Johnson's lawyer said in an email that the sheriff denies the allegations. His lawyers filed their own motion Sunday seeking to have the case dismissed.

"Sheriff Johnson and his office have not engaged in a pattern or practice of intentionally treating Latinos differently due to their ethnicity," Chuck Kitchen wrote in the motion.

According to the government's motion, a high-ranking deputy emailed out the link to the violent game.

"Captain Mario Wiley emailed several other ACSO employees a link to a game premised on shooting stereotypical Mexican figures, including pregnant women and children, as they attempt to cross the U.S. border," the motion says. "Blood splatters on the screen as the figures are shot, and the final screen of the game shows how many 'wetbacks' one has killed."

Other deputies, including supervisors and the agency's designated media spokesman, traded messages that included racist jokes.

"Sergeant Darryl Myers and Lieutenant Wesley Anderson each forwarded an email joking that when Davey Crockett saw 'hordes of Mexicans' approaching the Alamo, he asked 'are we having landscaping done today?'" according to the court filing.

In another email, training officer Richard Longamore forwarded an email to the sheriff and his chief deputy bemoaning a federal program that provides temporary visas to foreign nationals who are the victims of such violent crimes as rape, incest and torture.

According to federal officials, Johnson himself referred to Latinos as "taco eaters" prone to drinking, drug dealing and other crimes.
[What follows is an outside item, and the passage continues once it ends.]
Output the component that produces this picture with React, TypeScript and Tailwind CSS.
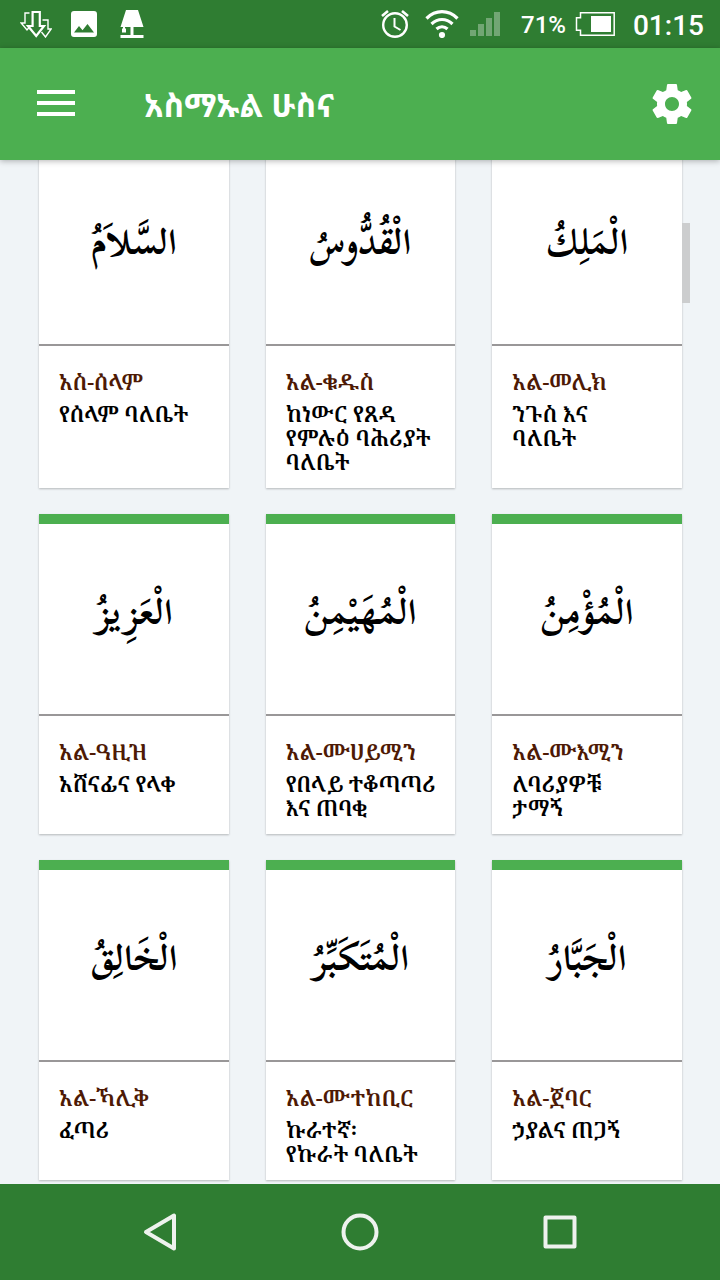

He ordered special roadblocks in neighborhoods where Latinos live, during which those with brown skin were stopped while whites were waved through.

His deputies, in turn, were as much as 10 times more likely to stop Latino drivers than non-Latinos, according the federal review of the department's traffic stop records. Hispanics make up 11 percent of the population in Alamance County, which is about an hour's drive northwest of Raleigh.

In a sworn deposition, former deputy Adam Nicholson recounted the sheriff using racist slurs as he directed officers to arrest Latinos during a raid on a trailer park.

In his motion to dismiss the case, the sheriff's attorney says that both the sheriff and his chief deputy have testified that they never heard the term "wetback" or "spic" used and that they would have disciplined anyone who used those terms. The sheriff's motion also disputes that there is any evidence that Latino drivers are stopped at a greater rate than non-Latinos in the county. It says the sheriff commissioned a study by a Duke University professor that determined that there was no evidence that racial profiling was happening.

The Civil Rights Act of 1964 and other federal laws bar police from engaging in a pattern of violating the constitutional protections of U.S. citizens or legal residents. In the complaint, federal authorities ask the court to impose sanctions intended to force Johnson's compliance with federal law.

The civil complaint does not charge Johnson with a crime, and the federal court has no mechanism to remove a local elected official from office.

Johnson is currently seeking election to another four-year term in November.

Raul Pinto, a staff attorney for the American Civil Liberties Union of North Carolina, urged Johnson to settle the federal suit and embrace the recommended sanctions.

"The abhorrent and unconstitutional practices outlined in this motion should not be tolerated in our state and cannot be allowed to continue," Pinto said. "All residents of Alamance County deserve fair and equal treatment from their law enforcement officers."